Requiring a college degree for USAF/USN flying training doesn't
increase the cost to the nation. If you are discussing pay grades,
then what you are questioning is the commissioned officer aspect, not
the educational requirement.

Actually, you could make a strong alternative case, that allowing
input with lesser educational levels would increase attrition and
thereby increase program costs.
>

>> You seem to have fallen victim of a bit of orchestrated propaganda.
>> Lemme see, who has the greater intellectual capacity, the guy who
>> graduated from Yale then got a Harvard MBA or the guy who washed out
>> of divinity school? Seriously, you're speaking anecdotally here and it
>> doesn't relate very well to your argument.
>
>No, I'm making a point that an individual's motivation and drive can vary
>widely during their lives. Are you seriously suggesting that prior to his
>time in the TANG, George Bush was required to demonstrate much if anything in
>the way of academic discipline? Or that if his application to Yale (and
>probably Harvard) had been judged on merit and not his father's connections,
>that he would have been admitted? As to the quality or lack thereof of our
>most recent crop of major party presidential nominees, let me ask you: Did
>you ever find yourself during the campaign saying to yourself, "is this the
>best America can do.? did you ever find yourself wishing that the names on
>the top and bottoms of both tickets had been reversed (we'll ignore the VP's
>heart problems)? Did you find the Presidential or Vice Presidential debates
>more representatitve of what you'd hope American politics would be?

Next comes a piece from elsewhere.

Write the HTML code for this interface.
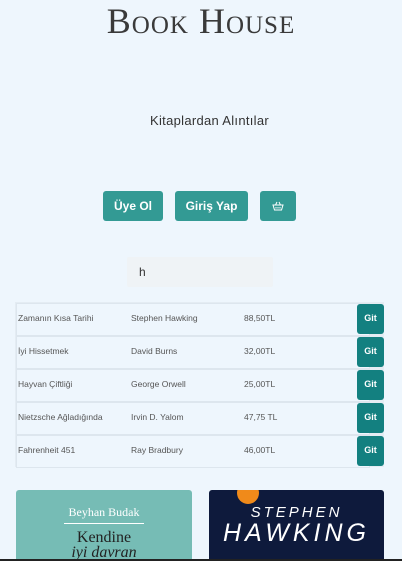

The practice of children of alumni gaining admission to prestige
schools is widespread. However, I'm still sufficiently Pollyann-ish to
think that the reputation of schools like Yale and Harvard is
maintained by rigorous application of academic standards.

As for the most recent election, I am continually more disappointed by
the level of involvement and understanding of the discourse by the
American people and their sustaining media.

>
>Seems to me you could have spent your time far more productively learning to
>be a fighter pilot, as you clearly had little interest at that time in going
>to college. Would have been cheaper for the country as well, if you were in
>ROTC and receiving a scholarship.

I was in ROTC, but the extent of scholarship for AFROTC in those days
was a $50/month stipend during the junior and senior years. Tuition,
books, expenses, etc. were totally self-funded.

As for the value of my education over time, I'm perpetually grateful
for the advantages that my undergraduate liberal arts schooling
provided.


>
>
>Uh huh, because your own motivation and determination had changed, and you
>could see the point for your career, which now potentially extended beyond
>just flying fighters. Seems to me like your earlier time in college was
>almost completely wasted, while your later time wasn't because you were
>self-motivated. You've still not given any evidence that going to college is
>essential to being a successful fighter pilot, indeed you explictly agreed
>that it wasn't necessary when you stated that many W/Os could make it. So
>why require the waste of time and money.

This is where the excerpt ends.